Intervention de Véronique Guillotin

Réunion du 17 décembre 2018 à 15h00
Convention fiscale avec le grand-duché de luxembourg — Adoption d'un projet de loi dans le texte de la commission

Photo de Véronique GuillotinVéronique Guillotin :

D’autre part, comment parler de cette convention sans évoquer ses effets sur la vie quotidienne des hommes et des femmes concernés ?

Malgré tous ses apports positifs, elle comporte un angle mort, sur lequel je tiens à attirer votre attention : il s’agit de la situation des travailleurs frontaliers résidant en France.

Ces travailleurs sont en effet prélevés à la source au Luxembourg, mais doivent tout de même effectuer une déclaration de revenus à l’administration française. Pour éviter une double imposition, il est prévu de faire bénéficier ces contribuables d’un crédit d’impôt calculé en fonction de ce qu’ils ont déjà payé à l’administration fiscale luxembourgeoise. Or ce crédit d’impôt ne sera pas calculé de la même façon selon leur situation, qu’il s’agisse de la structure de leurs revenus ou de leur situation familiale.

Le contribuable résidant en France sera soumis au taux d’imposition le plus élevé entre les deux États, sans compter la charge administrative supplémentaire que cela représente.

D’une manière générale, les frontaliers français risquent – je reste prudente – de se retrouver dans une situation inégale par rapport à leurs collègues belges ou allemands, avec un système moins avantageux en matière d’imposition. Ce point aurait mérité une étude d’impact bien plus aboutie.
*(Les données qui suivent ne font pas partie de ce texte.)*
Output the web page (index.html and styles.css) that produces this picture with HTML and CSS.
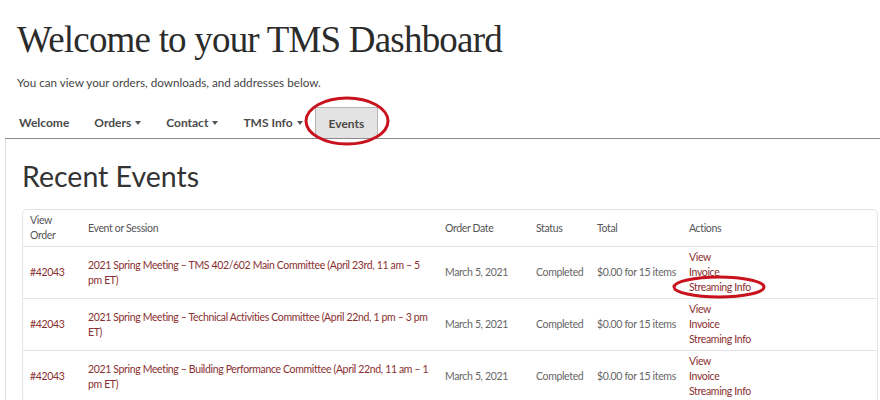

Je veux également évoquer, à l’occasion de l’examen de cette convention, les nécessaires coopérations à renforcer. Être voisin du Luxembourg est, je le répète, une opportunité, une véritable chance, car, 90 000 habitants du Grand Est, principalement du Nord lorrain, y travaillent chaque jour, et la dynamique se poursuit. En conséquence, 12 000 voyageurs empruntent quotidiennement la ligne de train express régional Nancy-Luxembourg, et des dizaines de milliers de véhicules circulent sur l’autoroute A31 et sur l’ensemble des routes secondaires. Chaque jour qui passe, trente et un frontaliers supplémentaires franchissent la frontière, soit presque autant de voitures supplémentaires sur nos routes.

Toutefois, les enjeux transfrontaliers dépassent largement la seule question de la mobilité, j’ai eu l’occasion de l’évoquer lors d’une question au Gouvernement, le 13 mars dernier, en marge de la visite d’État du Grand-Duc de Luxembourg en France.

Ainsi, si l’équilibre général de la convention doit être salué et soutenu, de même que les stipulations relatives aux frontaliers souhaitant faire du télétravail, ce traité ne règle pas tout du point de vue du différentiel fiscal, et il ne saurait se passer, sur ce sujet, des avancées attendues du droit européen.

La grande majorité du groupe du RDSE votera pour l’approbation de cette convention, mais regrette que les incidences de ce texte n’aient pas été suffisamment évaluées. J’appelle en outre l’attention du Gouvernement sur la nécessité de ne pas laisser retomber le soufflé en matière de coopération transfrontalière, à la suite de la visite d’État de mars dernier, mais au contraire d’intensifier ces coopérations, en encourageant l’expérimentation et la créativité avec, comme objectif, la coconstruction d’un espace transfrontalier dynamique et surtout équilibré, où chacun gagne à faire avancer l’autre.

En effet, nous avons des intérêts communs et complémentaires sur de nombreux sujets, comme la mobilité, la santé, la formation, ou encore l’enseignement supérieur, autant de projets à coconstruire pour une Europe qui facilite la vie quotidienne de nos concitoyens.